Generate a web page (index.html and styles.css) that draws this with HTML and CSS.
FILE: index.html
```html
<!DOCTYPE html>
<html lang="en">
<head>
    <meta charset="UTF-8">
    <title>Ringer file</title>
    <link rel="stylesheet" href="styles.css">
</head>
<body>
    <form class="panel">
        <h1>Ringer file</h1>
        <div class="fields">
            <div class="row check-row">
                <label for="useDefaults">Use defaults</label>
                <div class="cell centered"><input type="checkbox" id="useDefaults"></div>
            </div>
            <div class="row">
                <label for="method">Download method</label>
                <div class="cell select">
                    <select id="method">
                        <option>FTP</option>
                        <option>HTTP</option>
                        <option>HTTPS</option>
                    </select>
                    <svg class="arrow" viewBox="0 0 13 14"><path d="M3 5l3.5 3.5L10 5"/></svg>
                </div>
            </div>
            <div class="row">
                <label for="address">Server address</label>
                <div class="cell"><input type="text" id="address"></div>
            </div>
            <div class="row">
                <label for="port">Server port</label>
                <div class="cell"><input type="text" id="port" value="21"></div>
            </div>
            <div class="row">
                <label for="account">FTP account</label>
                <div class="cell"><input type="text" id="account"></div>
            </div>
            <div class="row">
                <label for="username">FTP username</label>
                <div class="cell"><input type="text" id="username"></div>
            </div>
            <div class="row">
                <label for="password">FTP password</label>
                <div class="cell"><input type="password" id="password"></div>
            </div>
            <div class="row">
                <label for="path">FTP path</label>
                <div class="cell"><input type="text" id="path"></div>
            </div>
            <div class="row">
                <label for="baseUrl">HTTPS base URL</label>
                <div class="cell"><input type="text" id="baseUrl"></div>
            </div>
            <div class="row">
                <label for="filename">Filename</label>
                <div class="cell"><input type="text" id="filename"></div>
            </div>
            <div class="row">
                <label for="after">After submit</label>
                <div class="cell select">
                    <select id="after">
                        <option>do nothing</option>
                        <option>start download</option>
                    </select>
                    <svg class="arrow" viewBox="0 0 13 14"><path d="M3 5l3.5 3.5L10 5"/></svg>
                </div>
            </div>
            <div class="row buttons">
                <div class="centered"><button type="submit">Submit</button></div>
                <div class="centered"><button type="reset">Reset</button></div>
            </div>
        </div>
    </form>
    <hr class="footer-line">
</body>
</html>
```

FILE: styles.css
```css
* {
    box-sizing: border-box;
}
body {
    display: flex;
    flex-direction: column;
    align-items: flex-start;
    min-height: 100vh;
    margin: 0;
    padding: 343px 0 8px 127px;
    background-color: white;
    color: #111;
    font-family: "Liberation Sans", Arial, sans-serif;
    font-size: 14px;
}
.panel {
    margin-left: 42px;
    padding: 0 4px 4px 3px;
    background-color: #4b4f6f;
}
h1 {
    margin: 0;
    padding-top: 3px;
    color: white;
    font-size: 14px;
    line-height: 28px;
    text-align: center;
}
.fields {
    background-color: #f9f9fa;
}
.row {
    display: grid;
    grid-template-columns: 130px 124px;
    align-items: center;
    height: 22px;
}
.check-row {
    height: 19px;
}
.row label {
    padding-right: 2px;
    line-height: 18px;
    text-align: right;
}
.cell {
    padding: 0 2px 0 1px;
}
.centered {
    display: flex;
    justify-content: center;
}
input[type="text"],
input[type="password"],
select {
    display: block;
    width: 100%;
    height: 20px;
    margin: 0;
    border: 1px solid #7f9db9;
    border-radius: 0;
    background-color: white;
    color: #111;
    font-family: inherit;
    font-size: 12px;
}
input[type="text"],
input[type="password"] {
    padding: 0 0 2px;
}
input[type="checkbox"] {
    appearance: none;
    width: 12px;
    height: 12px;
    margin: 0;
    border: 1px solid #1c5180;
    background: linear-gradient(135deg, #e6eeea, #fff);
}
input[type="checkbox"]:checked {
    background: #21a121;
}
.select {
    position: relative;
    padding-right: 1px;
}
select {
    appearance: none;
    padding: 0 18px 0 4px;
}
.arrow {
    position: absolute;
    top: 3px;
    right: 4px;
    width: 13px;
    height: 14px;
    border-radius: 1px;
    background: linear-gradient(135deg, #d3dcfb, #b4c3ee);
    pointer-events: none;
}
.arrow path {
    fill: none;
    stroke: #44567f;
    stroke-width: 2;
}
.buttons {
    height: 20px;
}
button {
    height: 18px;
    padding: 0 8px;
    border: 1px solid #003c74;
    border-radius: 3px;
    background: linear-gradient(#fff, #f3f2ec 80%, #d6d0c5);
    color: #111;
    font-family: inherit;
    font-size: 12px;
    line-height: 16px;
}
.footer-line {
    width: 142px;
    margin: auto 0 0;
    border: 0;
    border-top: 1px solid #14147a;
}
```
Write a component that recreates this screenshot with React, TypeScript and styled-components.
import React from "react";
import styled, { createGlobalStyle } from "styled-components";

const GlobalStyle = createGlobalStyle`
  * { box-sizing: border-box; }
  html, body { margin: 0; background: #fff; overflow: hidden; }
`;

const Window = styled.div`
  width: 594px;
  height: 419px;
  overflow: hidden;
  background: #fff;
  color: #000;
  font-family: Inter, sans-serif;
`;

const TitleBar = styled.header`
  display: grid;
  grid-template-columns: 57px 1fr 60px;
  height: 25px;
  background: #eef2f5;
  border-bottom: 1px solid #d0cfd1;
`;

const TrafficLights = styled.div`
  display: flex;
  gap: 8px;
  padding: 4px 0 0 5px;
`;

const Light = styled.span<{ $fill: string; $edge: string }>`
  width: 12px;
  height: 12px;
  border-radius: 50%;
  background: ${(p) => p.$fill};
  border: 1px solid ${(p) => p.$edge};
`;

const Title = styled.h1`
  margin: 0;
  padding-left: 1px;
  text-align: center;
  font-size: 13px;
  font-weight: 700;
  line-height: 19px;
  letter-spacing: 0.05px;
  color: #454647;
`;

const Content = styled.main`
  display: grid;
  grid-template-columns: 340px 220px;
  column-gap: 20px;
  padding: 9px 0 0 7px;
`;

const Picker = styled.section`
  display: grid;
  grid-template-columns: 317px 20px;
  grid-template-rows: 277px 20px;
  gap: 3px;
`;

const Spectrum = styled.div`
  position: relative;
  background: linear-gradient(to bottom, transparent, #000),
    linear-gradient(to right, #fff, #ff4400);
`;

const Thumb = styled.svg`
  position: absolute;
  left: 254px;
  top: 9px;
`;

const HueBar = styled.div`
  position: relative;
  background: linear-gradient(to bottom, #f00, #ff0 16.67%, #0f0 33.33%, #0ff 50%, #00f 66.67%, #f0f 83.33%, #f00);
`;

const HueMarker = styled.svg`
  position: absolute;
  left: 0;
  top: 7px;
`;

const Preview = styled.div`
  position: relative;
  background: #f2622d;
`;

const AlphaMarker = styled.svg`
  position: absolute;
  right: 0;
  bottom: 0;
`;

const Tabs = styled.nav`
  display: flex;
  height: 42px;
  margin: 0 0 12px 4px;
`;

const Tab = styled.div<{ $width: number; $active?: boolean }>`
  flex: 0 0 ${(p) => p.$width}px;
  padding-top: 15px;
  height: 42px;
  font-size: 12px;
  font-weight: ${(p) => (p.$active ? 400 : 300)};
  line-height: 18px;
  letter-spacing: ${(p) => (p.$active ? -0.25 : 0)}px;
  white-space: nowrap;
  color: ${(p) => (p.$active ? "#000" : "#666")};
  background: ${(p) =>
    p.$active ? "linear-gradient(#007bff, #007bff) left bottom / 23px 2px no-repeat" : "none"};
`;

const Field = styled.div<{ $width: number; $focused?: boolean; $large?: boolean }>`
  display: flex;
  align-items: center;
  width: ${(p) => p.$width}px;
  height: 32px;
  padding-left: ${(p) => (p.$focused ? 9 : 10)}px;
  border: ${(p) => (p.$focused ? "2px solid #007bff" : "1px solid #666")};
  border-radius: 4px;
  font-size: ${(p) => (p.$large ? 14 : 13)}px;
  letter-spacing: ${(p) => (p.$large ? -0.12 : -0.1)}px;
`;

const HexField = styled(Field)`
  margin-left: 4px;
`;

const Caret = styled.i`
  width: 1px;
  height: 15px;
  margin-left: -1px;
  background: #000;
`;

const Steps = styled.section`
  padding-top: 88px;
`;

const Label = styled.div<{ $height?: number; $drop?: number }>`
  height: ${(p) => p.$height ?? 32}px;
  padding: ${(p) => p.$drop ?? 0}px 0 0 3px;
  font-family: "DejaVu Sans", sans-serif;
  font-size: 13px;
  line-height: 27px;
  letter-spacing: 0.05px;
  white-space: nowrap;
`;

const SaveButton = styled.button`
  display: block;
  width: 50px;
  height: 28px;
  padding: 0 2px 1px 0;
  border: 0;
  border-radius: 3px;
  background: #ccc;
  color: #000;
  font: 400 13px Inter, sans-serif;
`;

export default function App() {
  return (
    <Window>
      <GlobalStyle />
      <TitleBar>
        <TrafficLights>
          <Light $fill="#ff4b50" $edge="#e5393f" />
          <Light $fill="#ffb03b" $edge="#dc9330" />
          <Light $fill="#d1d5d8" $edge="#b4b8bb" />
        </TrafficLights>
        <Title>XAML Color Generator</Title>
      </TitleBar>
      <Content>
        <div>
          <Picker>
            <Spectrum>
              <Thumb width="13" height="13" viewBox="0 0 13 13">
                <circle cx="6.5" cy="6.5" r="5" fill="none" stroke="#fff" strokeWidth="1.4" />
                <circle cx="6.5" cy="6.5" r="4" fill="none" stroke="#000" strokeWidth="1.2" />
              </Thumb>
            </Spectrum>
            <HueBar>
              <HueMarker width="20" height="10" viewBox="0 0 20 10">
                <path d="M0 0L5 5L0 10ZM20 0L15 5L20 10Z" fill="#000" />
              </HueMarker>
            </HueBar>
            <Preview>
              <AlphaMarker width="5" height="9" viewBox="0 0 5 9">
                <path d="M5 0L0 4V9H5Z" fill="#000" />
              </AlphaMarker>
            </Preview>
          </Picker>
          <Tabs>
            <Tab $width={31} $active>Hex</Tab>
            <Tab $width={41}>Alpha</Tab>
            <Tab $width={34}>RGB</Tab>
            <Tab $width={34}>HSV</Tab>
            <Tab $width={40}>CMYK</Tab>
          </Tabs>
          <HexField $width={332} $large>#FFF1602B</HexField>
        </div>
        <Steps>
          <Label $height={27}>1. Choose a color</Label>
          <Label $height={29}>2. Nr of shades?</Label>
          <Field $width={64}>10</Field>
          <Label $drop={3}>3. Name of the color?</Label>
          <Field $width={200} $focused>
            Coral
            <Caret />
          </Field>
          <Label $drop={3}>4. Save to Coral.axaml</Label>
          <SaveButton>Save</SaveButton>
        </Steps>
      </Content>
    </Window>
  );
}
★ ★ ★ ★ ★ ★ ★
TASK TO CARRY OUT |
Say how many lines hold the word "components", giving the number and nothing else.

RESPONSE |
2